The prime motivation for JPMorgan was not to maintain its perfect trading record on the COMEX (even though it made some $400 million in such trading over the past year), it was always the desire to keep silver prices depressed so that it could accumulate the 700 million oz I allege it has acquired. That said, it should be crystal clear that the amounts of short positions that JPMorgan added on rallies were instrumental in capping prices as I have alleged for a decade. The table shows that JPMorgan was always the largest COMEX silver short seller at market tops which, at the margin, was the deciding factor in every silver rally petering out and ultimately failing.

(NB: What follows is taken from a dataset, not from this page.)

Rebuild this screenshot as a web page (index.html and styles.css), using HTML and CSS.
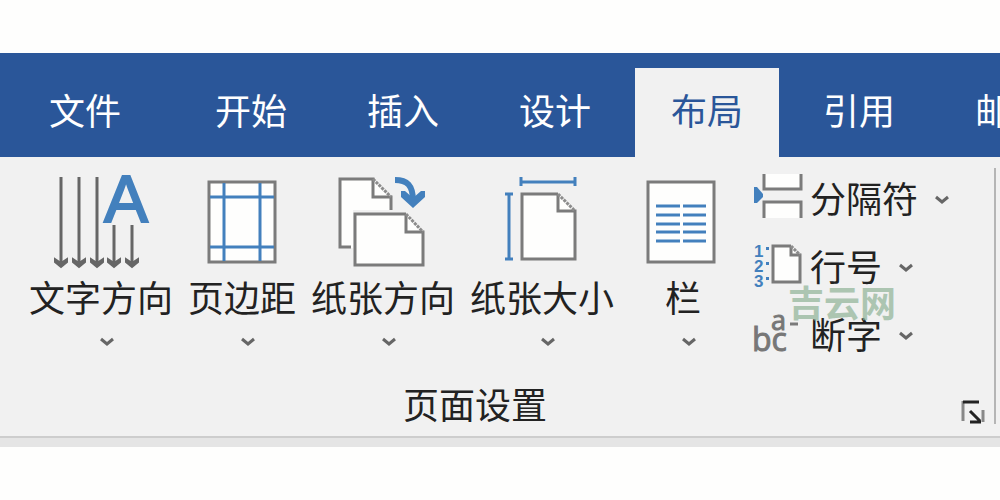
FILE: index.html
```
<!DOCTYPE html>
<html lang="zh-CN">
<head>
    <meta charset="UTF-8">
    <meta name="viewport" content="width=device-width, initial-scale=1.0">
    <title>页面设置</title>
    <link rel="stylesheet" href="styles.css">
</head>
<body>
<nav class="tabs">
    <button class="tab tab-file">文件</button>
    <button class="tab">开始</button>
    <button class="tab">插入</button>
    <button class="tab">设计</button>
    <button class="tab active">布局</button>
    <button class="tab">引用</button>
    <button class="tab">邮件</button>
</nav>

<main class="ribbon">
    <section class="group">
        <div class="tools">
            <button class="tool">
                <svg class="icon" viewBox="0 0 100 100">
                    <g class="dark">
                        <path d="M10 5V94M28 5V94M46 5V94M63 53V94M81 53V94"/>
                        <path class="heads" d="M4 87v3l6 5l6-5v-3l-6 4zM22 87v3l6 5l6-5v-3l-6 4zM40 87v3l6 5l6-5v-3l-6 4zM57 87v3l6 5l6-5v-3l-6 4zM75 87v3l6 5l6-5v-3l-6 4z"/>
                    </g>
                    <text class="letter-a" x="75" y="50">A</text>
                </svg>
                <span>文字方向</span>
                <svg class="arrow" viewBox="0 0 16 10"><path d="M2 2l6 5l6-5"/></svg>
            </button>
            <button class="tool">
                <svg class="icon" viewBox="0 0 100 100">
                    <rect class="page" x="17" y="10" width="66" height="80"/>
                    <path class="blue" d="M32 11V89M68 11V89M18 25H82M18 75H82"/>
                </svg>
                <span>页边距</span>
                <svg class="arrow" viewBox="0 0 16 10"><path d="M2 2l6 5l6-5"/></svg>
            </button>
            <button class="tool">
                <svg class="icon" viewBox="0 0 100 100">
                    <path class="fill" d="M7 7H40L58 25V38H20V76H7Z"/>
                    <path class="outline" d="M18 75H7V7H40V25H58V38"/>
                    <path class="fold" d="M40 7L58 25"/>
                    <path class="fill" d="M22 42H73L90 60V93H22Z"/>
                    <path class="outline" d="M73 42H22V93H90V60H73V42"/>
                    <path class="fold" d="M73 42L90 60"/>
                    <path class="turn" d="M62 8C74 8 80 13 80 29"/>
                    <path class="turn-head" d="M68 19L72 19L80 26L88 19L92 19V25L80 36L68 25Z"/>
                </svg>
                <span>纸张方向</span>
                <svg class="arrow" viewBox="0 0 16 10"><path d="M2 2l6 5l6-5"/></svg>
            </button>
            <button class="tool">
                <svg class="icon" viewBox="0 0 100 100">
                    <path class="blue" d="M29 10H83M29 5V14M83 5V14M17 22V87M13 22H21M13 87H21"/>
                    <path class="fill" d="M30 22H66L83 39V87H30Z"/>
                    <path class="outline" d="M66 22H30V87H83V39H66V22"/>
                    <path class="fold" d="M66 22L83 39"/>
                </svg>
                <span>纸张大小</span>
                <svg class="arrow" viewBox="0 0 16 10"><path d="M2 2l6 5l6-5"/></svg>
            </button>
            <button class="tool tool-columns">
                <svg class="icon" viewBox="0 0 100 100">
                    <rect class="page" x="15" y="10" width="66" height="80"/>
                    <path class="blue" d="M23 34H47M50 34H73M23 43H47M50 43H73M23 52H47M50 52H73M23 60H47M50 60H73M23 69H47M50 69H73"/>
                </svg>
                <span>栏</span>
                <svg class="arrow" viewBox="0 0 16 10"><path d="M2 2l6 5l6-5"/></svg>
            </button>

            <div class="small-tools">
                <button class="small-tool">
                    <svg class="small-icon" viewBox="0 0 48 56">
                        <path class="fill" d="M11 2H46V17H11ZM11 30H46V46H11Z"/>
                        <path class="outline" d="M10 2V17H47V2M10 46V30H47V46"/>
                        <path class="marker" d="M0 15H3L9 22V25L3 31H0Z"/>
                    </svg>
                    <span>分隔符</span>
                    <svg class="arrow" viewBox="0 0 16 10"><path d="M2 2l6 5l6-5"/></svg>
                </button>
                <button class="small-tool">
                    <svg class="small-icon" viewBox="0 0 48 56">
                        <g class="digits">
                            <text x="0" y="17">1</text>
                            <text x="0" y="32">2</text>
                            <text x="0" y="47">3</text>
                        </g>
                        <path class="marker" d="M12 7h3v3h-3ZM12 22h3v3h-3ZM12 37h3v3h-3Z"/>
                        <path class="fill" d="M19 6H37L46 15V42H19Z"/>
                        <path class="outline" d="M37 6H19V42H46V15H37V6"/>
                        <path class="fold" d="M37 6L46 15"/>
                    </svg>
                    <span>行号</span>
                    <svg class="arrow" viewBox="0 0 16 10"><path d="M2 2l6 5l6-5"/></svg>
                </button>
                <button class="small-tool">
                    <svg class="small-icon" viewBox="0 0 48 56">
                        <text class="letters" x="-2" y="43">bc</text>
                        <text class="letters letters-top" x="17" y="22">a</text>
                        <path class="outline" d="M36 16H44"/>
                    </svg>
                    <span>断字</span>
                    <svg class="arrow" viewBox="0 0 16 10"><path d="M2 2l6 5l6-5"/></svg>
                </button>
                <span class="watermark">吉云网</span>
            </div>
        </div>

        <div class="group-footer">
            <span class="group-name">页面设置</span>
            <button class="launcher" aria-label="页面设置">
                <svg viewBox="0 0 24 24">
                    <path class="launcher-side" d="M2 21V1M22 10V22"/>
                    <path d="M2 2H18M9 11L19 21M9 22H20"/>
                </svg>
            </button>
        </div>
    </section>
</main>
<div class="ribbon-edge"></div>
</body>
</html>
```

FILE: styles.css
```
body {
    font-family: "Noto Sans CJK SC", sans-serif;
    font-size: 36px;
    line-height: 36px;
    background: #fefefd;
    color: #222;
    margin: 0;
    padding-top: 53px;
}
button {
    font: inherit;
    color: inherit;
    background: none;
    border: none;
    padding: 0;
    white-space: nowrap;
    cursor: pointer;
}
svg {
    display: block;
    flex-shrink: 0;
    fill: none;
    stroke-width: 3px;
}

/* Tabs */
.tabs {
    display: flex;
    gap: 8px;
    padding: 15px 0 0 13px;
    background: #2a5699;
    color: white;
    overflow: hidden;
}
.tab {
    flex-shrink: 0;
    padding: 23px 36px 30px;
}
.tab-file {
    margin-right: 14px;
}
.tab.active {
    background: #f1f1f1;
    color: #2a5699;
}

/* Ribbon */
.ribbon {
    background: #f1f1f1;
    padding: 11px 4px 12px 0;
    border-bottom: 2px solid #cdcdcd;
}
.ribbon-edge {
    height: 9px;
    background: #e5e5e5;
}
.group {
    border-right: 2px solid #b5b5b5;
}
.tools {
    display: flex;
    gap: 15px;
    padding: 4px 0 0 29px;
}
.tool {
    display: flex;
    flex-direction: column;
    align-items: center;
}
.tool .arrow {
    margin: 23px 0 0 12px;
}
.tool-columns {
    width: 108px;
}
.icon {
    width: 100px;
    height: 100px;
    margin-bottom: 6px;
}
.arrow {
    width: 16px;
    height: 10px;
    stroke: #666;
}
.small-tools {
    position: relative;
    display: flex;
    flex-direction: column;
    align-items: flex-start;
    gap: 12px;
    padding-left: 2px;
}
.small-tool {
    display: flex;
    align-items: center;
    gap: 8px;
}
.small-tool span {
    padding-bottom: 6px;
}
.small-tool .arrow {
    margin-left: 8px;
}
.small-icon {
    width: 48px;
    height: 56px;
    overflow: visible;
}
.watermark {
    position: absolute;
    left: 36px;
    top: 111px;
    color: #8fb397;
    font-weight: bold;
    opacity: 0.7;
    pointer-events: none;
}
.group-footer {
    display: flex;
    align-items: center;
    padding-right: 9px;
    margin-top: 20px;
}
.group-name {
    flex: 1;
    padding-bottom: 2px;
    text-align: center;
}
.launcher {
    width: 24px;
    height: 24px;
    margin: 16px 0 0 11px;
    stroke: #222;
}
.launcher-side {
    stroke: #888;
}

/* Icon parts */
.dark {
    stroke: #666;
}
.heads {
    fill: #666;
    stroke-width: 2px;
}
.blue {
    stroke: #4380bd;
}
.page {
    fill: #fefefd;
    stroke: #7b7b7b;
}
.fill {
    fill: #fefefd;
}
.outline {
    stroke: #7b7b7b;
}
.fold {
    stroke: #8c8c8c;
    stroke-dasharray: 3 1;
}
.turn {
    stroke: #4380bd;
    stroke-width: 6px;
}
.turn-head,
.marker {
    fill: #4380bd;
}
.letter-a {
    font: 66px "Liberation Sans", sans-serif;
    fill: #4380bd;
    stroke: #4380bd;
    stroke-width: 2px;
    text-anchor: middle;
}
.digits {
    font: bold 17px "Liberation Sans", sans-serif;
    fill: #4380bd;
}
.letters {
    font: 32px "Open Sans", sans-serif;
    fill: #777;
    stroke: #777;
    stroke-width: 1px;
}
.letters-top {
    font-size: 27px;
}
```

The CFTC and McDonald must know this, particularly after being alerted to it so many times before, during and after JPMorgan’s manipulative activities. Therefore, one must conclude that both are fully under the control of someone and my guess is that the ultimate control rests with JPMorgan. I’ve been told that McDonald is a straight shooter, but after the past year that’s hard to accept. As I said in my letter a year ago, his tenure would be judged by how he handles this issue. To date, he has not handled it at all, unless his aim was to help JPMorgan, in which case he’s done a bang up job.
Please keep in mind that I am openly accusing the nation’s largest bank of criminal market activity and the federal commodities regulator of willful malfeasance. It’s beyond remarkable that neither can address such public accusations. That’s one big reason why more have become convinced that silver is manipulated in price.
In no way should any of this be taken to be at odds with my strong belief that the next move up in silver could and should be the big one. In fact, it enhances that setup in more ways than ever before.